Pizza Hut provided one of the most brutal examples of this new reality before the law even officially started. Looking at the incoming balance sheets, major franchise operators made the cold, hard calculation that they could no longer afford delivery drivers. In a move that illustrates the utter ruthlessness of this economic environment, they fired twelve hundred drivers. These were people with families and bills, some of whom had served the company for nearly a decade. Their reward for their loyalty? A pink slip and a severance package that amounted to roughly four hundred dollars. That is the price of progress in the Golden State: forty-four dollars per year of service, and a kick out the door so that the politicians in Sacramento can pat themselves on the back for being “progressive.”

The carnage is widespread. Rubio’s Coastal Grill, the beloved home of the fish taco, shuttered forty-eight locations in a single day. Think about the scale of that failure. It isn’t just a business contracting; it is a business collapsing under the weight of a hostile government. Rubio’s ended up filing for bankruptcy for the second time in four years, eventually selling for a fraction of what it was once worth. The executives were clear about the cause, citing the significant increases to the minimum wage as a primary driver of their demise. When a company that survived the Great Recession cannot survive the California legislature, you have to ask who the real enemy of the economy is.

Defenders of the law will point to the wage increase as a moral imperative, ignoring the economic reality that a wage of zero dollars an hour is the ultimate poverty trap. This was highlighted heartbreakingly by the closure of Foster’s Freeze in Lemoore. The owner, Lauren Wright, didn’t want to close. He tried to make the numbers work until the very last second. But when the mandate hit, he had to shut down on Easter Sunday, leaving his staff unemployed. The Assistant General Manager, Monica Navaro, delivered the most damning verdict of all when she revealed that her employees would have preferred to stay at their previous wage rather than lose their jobs entirely. They understood what the politicians refused to acknowledge: a job paying sixteen dollars an hour puts food on the table; a theoretical job paying twenty dollars an hour that doesn’t exist feeds no one.

For the workers who managed to keep their jobs, the “victory” is equally hollow.
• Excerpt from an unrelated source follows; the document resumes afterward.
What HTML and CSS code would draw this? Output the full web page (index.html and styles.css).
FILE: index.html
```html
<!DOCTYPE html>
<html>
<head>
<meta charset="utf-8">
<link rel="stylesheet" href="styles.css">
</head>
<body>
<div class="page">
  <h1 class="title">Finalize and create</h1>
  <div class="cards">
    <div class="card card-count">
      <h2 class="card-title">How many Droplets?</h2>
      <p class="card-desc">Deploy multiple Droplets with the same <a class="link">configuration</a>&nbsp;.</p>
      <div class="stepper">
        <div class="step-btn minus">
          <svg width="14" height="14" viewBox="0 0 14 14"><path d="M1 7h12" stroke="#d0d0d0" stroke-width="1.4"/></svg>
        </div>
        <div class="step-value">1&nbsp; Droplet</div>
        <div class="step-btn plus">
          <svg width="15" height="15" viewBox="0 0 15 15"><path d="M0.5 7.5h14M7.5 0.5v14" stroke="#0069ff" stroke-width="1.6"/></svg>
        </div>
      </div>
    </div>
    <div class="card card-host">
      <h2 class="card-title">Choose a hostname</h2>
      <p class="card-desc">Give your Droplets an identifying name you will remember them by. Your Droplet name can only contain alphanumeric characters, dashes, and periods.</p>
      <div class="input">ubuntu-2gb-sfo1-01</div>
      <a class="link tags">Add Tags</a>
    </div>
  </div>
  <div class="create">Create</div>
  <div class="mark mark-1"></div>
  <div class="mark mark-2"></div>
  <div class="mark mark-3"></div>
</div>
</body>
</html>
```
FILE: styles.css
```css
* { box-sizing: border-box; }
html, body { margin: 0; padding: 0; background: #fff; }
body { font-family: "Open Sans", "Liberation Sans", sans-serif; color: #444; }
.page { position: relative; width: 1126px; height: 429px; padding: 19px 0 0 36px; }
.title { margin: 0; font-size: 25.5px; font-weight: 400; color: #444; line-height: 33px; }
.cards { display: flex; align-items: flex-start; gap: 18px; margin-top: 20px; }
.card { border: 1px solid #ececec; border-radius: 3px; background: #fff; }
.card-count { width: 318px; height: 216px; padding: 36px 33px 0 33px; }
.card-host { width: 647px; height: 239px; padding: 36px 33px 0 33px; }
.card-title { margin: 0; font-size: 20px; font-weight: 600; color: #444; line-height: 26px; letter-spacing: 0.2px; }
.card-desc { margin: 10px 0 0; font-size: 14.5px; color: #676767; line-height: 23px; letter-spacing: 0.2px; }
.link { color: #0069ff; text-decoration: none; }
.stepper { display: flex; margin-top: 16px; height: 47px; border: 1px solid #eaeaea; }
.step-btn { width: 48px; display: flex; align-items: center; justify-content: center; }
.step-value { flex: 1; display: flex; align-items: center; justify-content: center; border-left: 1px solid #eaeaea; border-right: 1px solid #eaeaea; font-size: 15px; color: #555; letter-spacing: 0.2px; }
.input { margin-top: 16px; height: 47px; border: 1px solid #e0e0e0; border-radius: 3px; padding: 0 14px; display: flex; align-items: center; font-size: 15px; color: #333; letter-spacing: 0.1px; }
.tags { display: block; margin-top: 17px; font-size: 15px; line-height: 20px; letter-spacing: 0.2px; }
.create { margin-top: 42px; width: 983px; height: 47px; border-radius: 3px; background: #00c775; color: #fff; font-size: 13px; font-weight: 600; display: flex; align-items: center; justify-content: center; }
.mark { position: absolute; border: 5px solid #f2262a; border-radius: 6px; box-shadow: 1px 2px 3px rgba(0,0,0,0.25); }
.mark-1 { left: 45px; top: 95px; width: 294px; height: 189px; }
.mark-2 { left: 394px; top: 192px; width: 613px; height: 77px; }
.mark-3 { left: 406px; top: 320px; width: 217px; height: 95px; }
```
The Competitive Enterprise Institute found that nearly ninety percent of California fast-food workers have seen their hours reduced. Employers are not charities; they have fixed budgets. If the state mandates that labor costs go up, the amount of labor purchased goes down. Workers like Edgar Ramos at Wingstop are finding themselves fighting for shifts, working harder with fewer colleagues to support them, and ultimately taking home less money than they did before the “raise.” The state has effectively criminalized the entry-level job, turning what used to be a stepping stone into a high-pressure, low-hour gig that barely sustains the people it was supposed to help.

And then there is the consumer, the forgotten victim in this socialist experiment. The cost of this legislative hubris is being passed directly to you at the drive-thru window. Prices in California fast-food restaurants have skyrocketed by over fourteen percent, nearly double the national average. McDonald’s, once the bastion of affordable dining for the working class, has become a luxury good. When a McChicken sandwich triples in price and a standard meal costs nearly twelve dollars, the low-income consumer is priced out of the market. McDonald’s executives have admitted that they are losing the battle for the low-income customer, the very demographic that relies on fast food for an affordable meal. The irony is palpable: the state claimed to be helping the poor, but instead, they made it too expensive for the poor to eat.
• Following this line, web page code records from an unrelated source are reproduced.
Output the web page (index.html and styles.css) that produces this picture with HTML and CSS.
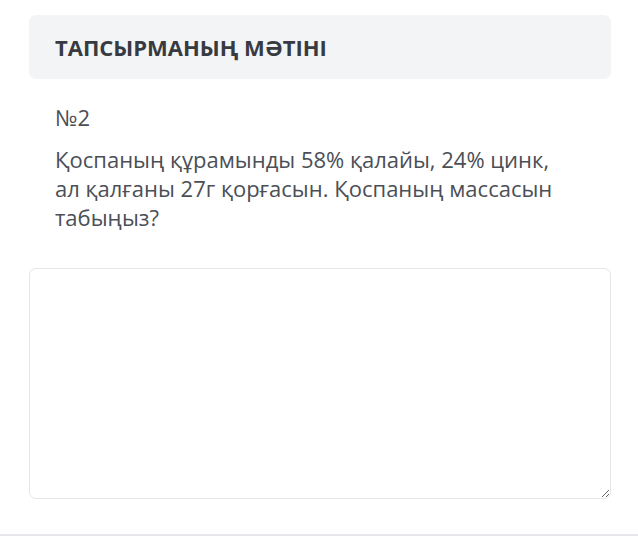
FILE: index.html
```html
<!DOCTYPE html>
<html lang="kk">
<head>
    <meta charset="UTF-8">
    <meta name="viewport" content="width=device-width, initial-scale=1.0">
    <title>Тапсырма</title>
    <link rel="stylesheet" href="styles.css">
</head>
<body>
    <div class="task">
        <div class="task-header">Тапсырманың мәтіні</div>

        <div class="task-body">
            <p class="task-number">№2</p>
            <p class="task-text">Қоспаның құрамынды 58% қалайы, 24% цинк, ал қалғаны 27г қорғасын. Қоспаның массасын табыңыз?</p>
        </div>

        <textarea class="answer-input"></textarea>
    </div>
    <div class="footer-line"></div>
</body>
</html>
```

FILE: styles.css
```css
body {
    margin: 0;
    font-family: "Open Sans", "Liberation Sans", sans-serif;
    background-color: #ffffff;
    color: #4b4f56;
}

.task {
    padding: 15px 27px 0 29px;
}

.task-header {
    background-color: #f3f4f6;
    border-radius: 7px;
    padding: 18px 26px;
    font-size: 22px;
    line-height: 28px;
    font-weight: bold;
    text-transform: uppercase;
    color: #373b41;
}

.task-body {
    padding: 24px 26px 0 26px;
    font-size: 22px;
    line-height: 29px;
}

.task-number {
    margin: 0 0 13px 0;
}

.task-text {
    margin: 0;
    max-width: 510px;
}

.answer-input {
    display: block;
    box-sizing: border-box;
    width: 100%;
    height: 231px;
    margin-top: 36px;
    border: 1px solid #e4e6ea;
    border-radius: 7px;
    padding: 10px 14px;
    font-family: inherit;
    font-size: 18px;
    resize: vertical;
    outline: none;
}

.footer-line {
    margin-top: 35px;
    height: 2px;
    background-color: #e6e7ea;
}
```
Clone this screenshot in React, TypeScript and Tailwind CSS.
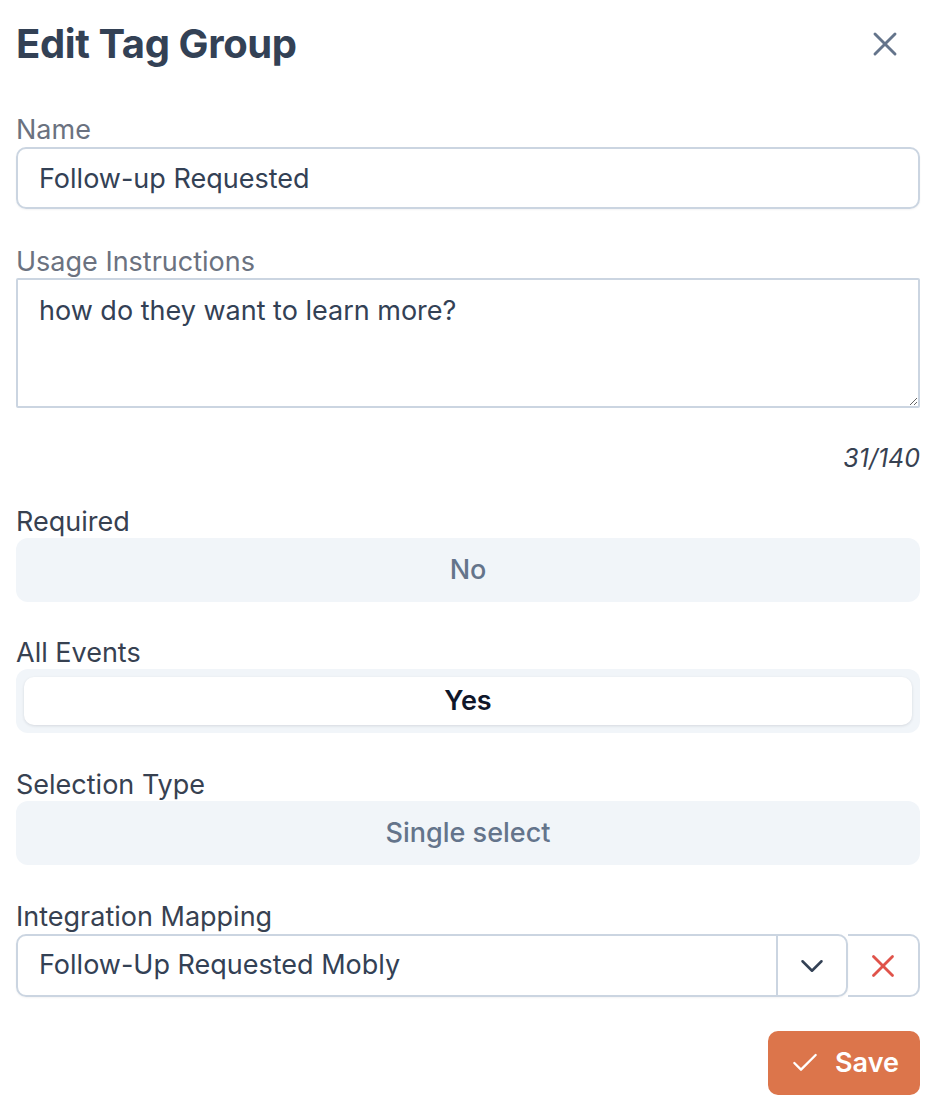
import { Check, ChevronDown, X } from "lucide-react";

const Label = ({ children, muted }: { children: React.ReactNode; muted?: boolean }) => (
    <div className={`text-[27px] leading-[32px] ${muted ? "text-[#6b7280]" : "text-[#374151]"}`}>{children}</div>
);

const Toggle = ({ value, active }: { value: string; active?: boolean }) => (
    <div className="h-[64px] rounded-[12px] bg-[#f1f5f9] p-[8px]">
        {active ? (
            <div className="h-full rounded-[10px] bg-white shadow-[0_1px_3px_rgba(15,23,42,0.12)] flex items-center justify-center text-[27px] font-semibold text-[#0f172a]">
                {value}
            </div>
        ) : (
            <div className="h-full flex items-center justify-center text-[27px] font-medium text-[#64748b]">{value}</div>
        )}
    </div>
);

export default function App() {
    return (
        <div className="bg-white min-h-screen pl-4 pr-[22px] font-['Inter',sans-serif]">
            <div className="h-[88px] flex items-center justify-between">
                <h1 className="text-[40px] font-bold text-[#334155] tracking-[-0.4px]">Edit Tag Group</h1>
                <button className="mr-[15px] text-[#64748b]">
                    <X size={40} strokeWidth={1.75} />
                </button>
            </div>

            <div className="mt-[26px]">
                <Label muted>Name</Label>
                <input
                    defaultValue="Follow-up Requested"
                    className="mt-px w-full h-[62px] rounded-[10px] border-2 border-[#cbd5e1] pl-[21px] text-[27px] text-[#334155] outline-none shadow-[0_1px_2px_rgba(15,23,42,0.05)]"
                />
            </div>

            <div className="mt-[37px]">
                <Label muted>Usage Instructions</Label>
                <textarea
                    defaultValue="how do they want to learn more?"
                    className="block w-full h-[130px] rounded-[2px] border-2 border-[#cbd5e1] pl-[21px] pt-[15px] text-[27px] leading-[32px] text-[#334155] outline-none"
                />
            </div>

            <div className="mt-[34px] text-right text-[25px] leading-[32px] italic text-[#374151]">31/140</div>

            <div className="mt-[32px]">
                <Label>Required</Label>
                <Toggle value="No" />
            </div>

            <div className="mt-[35px]">
                <Label>All Events</Label>
                <Toggle value="Yes" active />
            </div>

            <div className="mt-[36px]">
                <Label>Selection Type</Label>
                <Toggle value="Single select" />
            </div>

            <div className="mt-[36px]">
                <Label>Integration Mapping</Label>
                <div className="mt-px flex h-[63px]">
                    <div className="flex-1 flex rounded-[10px] border-2 border-[#cbd5e1] shadow-[0_1px_2px_rgba(15,23,42,0.05)]">
                        <div className="flex-1 flex items-center pl-[21px] text-[27px] text-[#334155]">
                            Follow-Up Requested Mobly
                        </div>
                        <div className="w-[70px] border-l-2 border-[#cbd5e1] flex items-center justify-center text-[#334155]">
                            <ChevronDown size={38} strokeWidth={1.6} />
                        </div>
                    </div>
                    <div className="w-[72px] rounded-r-[10px] border-2 border-l-0 border-[#cbd5e1] flex items-center justify-center text-[#e0534a]">
                        <X size={38} strokeWidth={1.75} />
                    </div>
                </div>
            </div>

            <div className="mt-[34px] flex justify-end">
                <button className="h-[64px] w-[152px] rounded-[10px] bg-[#dc754b] text-white flex items-center justify-center gap-[14px] text-[27px] font-semibold">
                    <Check size={32} strokeWidth={1.75} />
                    Save
                </button>
            </div>
        </div>
    );
}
We are watching a slow-motion car crash where the drivers refuse to take their foot off the gas. Franchise owners like Carrie Harper Howey are resorted to counting ketchup packets and analyzing sauce squirts just to keep the lights on. This is the level of absurdity we have reached. Innovation and growth have been replaced by survival and scarcity. The business model isn’t evolving; it is devolving.

The truly terrifying part is that the data is undeniable, yet the denial persists. Three separate studies—including one funded by the very union that pushed for this disastrous law—have confirmed the job losses. When even the people who paid for the study to prove you right have to admit you destroyed over ten thousand jobs, the debate should be over. But in California, ideology matters more than reality. They will continue to spin this as a transition period, ignoring the shuttered storefronts and the empty bank accounts of the workers they claimed to champion.

This is a warning to the rest of the country. The death of the Stonestown McDonald’s is not just a local story; it is a forecast. When you allow the government to dictate the terms of business without regard for the laws of supply and demand, you don’t get a worker’s paradise. You get unemployment, high prices, and boarded-up windows. The California dream is being dismantled one legislation at a time, and the only thing growing in the Golden State is the line at the unemployment office.